** Start of Dataset extract **

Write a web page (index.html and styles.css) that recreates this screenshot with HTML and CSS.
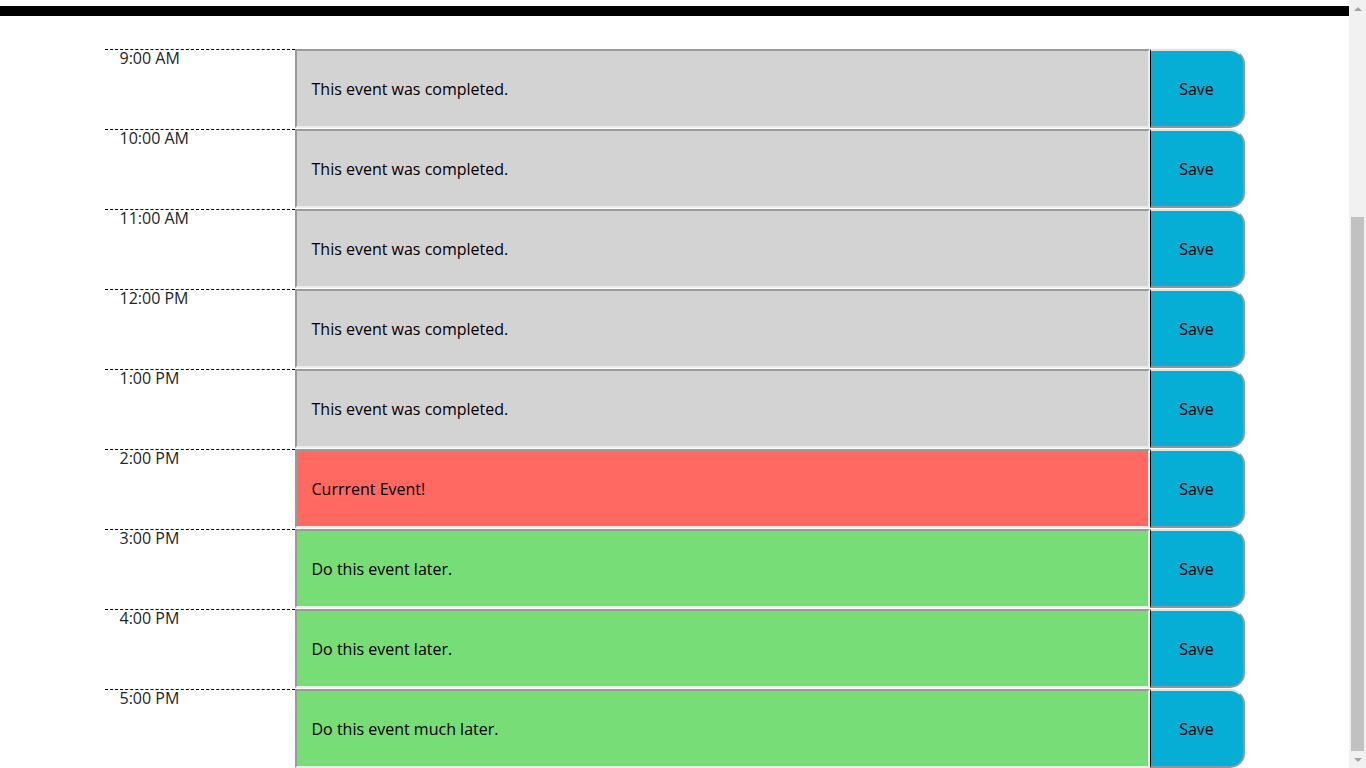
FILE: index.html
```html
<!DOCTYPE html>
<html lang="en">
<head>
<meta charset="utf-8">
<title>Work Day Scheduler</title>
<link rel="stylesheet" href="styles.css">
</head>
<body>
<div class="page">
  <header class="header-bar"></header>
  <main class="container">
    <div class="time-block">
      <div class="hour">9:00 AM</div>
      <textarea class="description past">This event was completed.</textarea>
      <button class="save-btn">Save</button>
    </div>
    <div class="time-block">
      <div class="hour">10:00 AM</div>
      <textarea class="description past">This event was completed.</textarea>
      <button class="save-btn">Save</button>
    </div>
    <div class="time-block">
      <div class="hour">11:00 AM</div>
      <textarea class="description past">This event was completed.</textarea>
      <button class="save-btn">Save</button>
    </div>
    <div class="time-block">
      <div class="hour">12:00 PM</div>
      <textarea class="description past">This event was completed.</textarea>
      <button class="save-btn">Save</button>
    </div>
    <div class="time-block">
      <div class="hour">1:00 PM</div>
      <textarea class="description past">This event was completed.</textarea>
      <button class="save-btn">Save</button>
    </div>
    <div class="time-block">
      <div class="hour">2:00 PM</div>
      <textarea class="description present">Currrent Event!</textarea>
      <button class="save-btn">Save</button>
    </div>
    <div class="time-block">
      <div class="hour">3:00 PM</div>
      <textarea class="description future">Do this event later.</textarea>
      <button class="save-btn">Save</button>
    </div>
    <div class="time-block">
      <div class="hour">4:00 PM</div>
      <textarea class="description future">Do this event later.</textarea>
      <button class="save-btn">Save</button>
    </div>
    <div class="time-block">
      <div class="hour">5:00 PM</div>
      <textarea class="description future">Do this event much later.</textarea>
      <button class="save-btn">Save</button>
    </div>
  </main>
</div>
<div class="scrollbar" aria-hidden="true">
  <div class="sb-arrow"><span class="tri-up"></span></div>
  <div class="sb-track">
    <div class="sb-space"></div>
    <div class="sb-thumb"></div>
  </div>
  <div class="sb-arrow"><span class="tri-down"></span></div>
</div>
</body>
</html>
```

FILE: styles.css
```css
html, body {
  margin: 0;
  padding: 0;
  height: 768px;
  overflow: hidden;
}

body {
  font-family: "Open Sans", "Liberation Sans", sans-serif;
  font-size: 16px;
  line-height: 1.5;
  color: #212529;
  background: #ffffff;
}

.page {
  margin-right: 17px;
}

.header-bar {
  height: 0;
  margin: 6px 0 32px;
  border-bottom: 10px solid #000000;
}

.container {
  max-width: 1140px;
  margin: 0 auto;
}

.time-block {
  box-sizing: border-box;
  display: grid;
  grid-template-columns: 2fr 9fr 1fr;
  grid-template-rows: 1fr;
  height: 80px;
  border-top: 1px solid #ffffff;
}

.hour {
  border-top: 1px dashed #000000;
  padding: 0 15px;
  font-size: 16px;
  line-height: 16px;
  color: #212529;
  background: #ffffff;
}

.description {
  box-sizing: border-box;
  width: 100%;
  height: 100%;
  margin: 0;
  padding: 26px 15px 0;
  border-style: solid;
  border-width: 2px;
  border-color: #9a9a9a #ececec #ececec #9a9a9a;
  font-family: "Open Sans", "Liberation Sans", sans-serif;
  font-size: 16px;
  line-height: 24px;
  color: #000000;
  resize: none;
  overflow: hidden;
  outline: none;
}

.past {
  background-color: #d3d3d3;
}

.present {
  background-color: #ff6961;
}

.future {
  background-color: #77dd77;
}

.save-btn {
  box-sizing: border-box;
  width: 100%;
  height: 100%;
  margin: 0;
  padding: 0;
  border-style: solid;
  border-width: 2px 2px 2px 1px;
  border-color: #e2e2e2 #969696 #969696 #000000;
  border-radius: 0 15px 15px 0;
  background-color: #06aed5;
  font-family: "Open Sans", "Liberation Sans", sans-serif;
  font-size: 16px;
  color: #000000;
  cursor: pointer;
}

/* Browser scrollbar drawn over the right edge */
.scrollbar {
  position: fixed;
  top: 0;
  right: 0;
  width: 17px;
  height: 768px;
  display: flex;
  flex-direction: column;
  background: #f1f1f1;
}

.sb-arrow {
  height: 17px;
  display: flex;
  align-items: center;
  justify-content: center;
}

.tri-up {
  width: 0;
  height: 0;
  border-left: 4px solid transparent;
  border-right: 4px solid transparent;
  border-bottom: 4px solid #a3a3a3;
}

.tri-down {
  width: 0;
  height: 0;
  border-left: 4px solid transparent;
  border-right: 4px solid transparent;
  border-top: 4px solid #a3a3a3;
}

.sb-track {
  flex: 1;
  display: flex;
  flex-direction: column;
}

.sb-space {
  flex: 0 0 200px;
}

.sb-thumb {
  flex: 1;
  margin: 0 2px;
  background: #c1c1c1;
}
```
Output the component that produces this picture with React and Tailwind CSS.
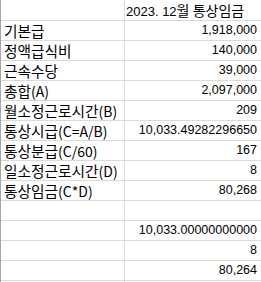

** End of Dataset extract **

Given request: In the entries above, find every line with the word "that" and list it.

Task response:
Write a web page (index.html and styles.css) that recreates this screenshot with HTML and CSS.
Output the component that produces this picture with React and Tailwind CSS.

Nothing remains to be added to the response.